Many of the 35-year veteran’s lapses in judgment have been a result of his temper, which Crawford admits he has seen a sports psychologist to help him control. Crawford, who is known across the NBA for having a short fuse and being quick to hand out technical fouls, recently sat down for an interview with the New York Times. He admitted that when he first started giving out technicals it was “like giving candy” and shared a couple of funny accounts from times he felt he made a mistake.

“Once, I threw out Don Nelson for staring at me,” Crawford said. “He just folded his arms and looked at me. He called a timeout to do it. Looking back on it, I was not happy with that.

“I have people in Cleveland who stop me at the airport and they say that they were there when I threw out Brad Daugherty and Larry Nance for laughing. They were sitting at the end of the bench. There was something that I did that they didn’t like and they wouldn’t stop, and I just went: “You want to go? Go. Go.” Boom.
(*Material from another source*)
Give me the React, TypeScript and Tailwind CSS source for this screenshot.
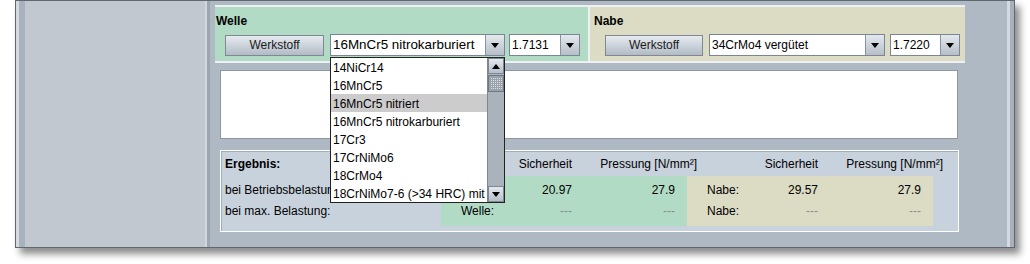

It wasn’t good.”

And the mothership:

“One night, I hit Bill Fitch with a technical so hard, I broke my finger,” Crawford recalled. “My finger was all swollen. I slammed my whole hand down on it when I gave the signal. That’s why I changed my signal to a little one-finger tap — because I broke it once the old way.”

Crawford said the snapped finger incident was the first time he decided to see a sports psychologist. He may go on a power trip every now and then, but Joey has worked enough games that he has the respect of most of the league. Broken fingers from vicious technicals are nothing more than an occupational hazard.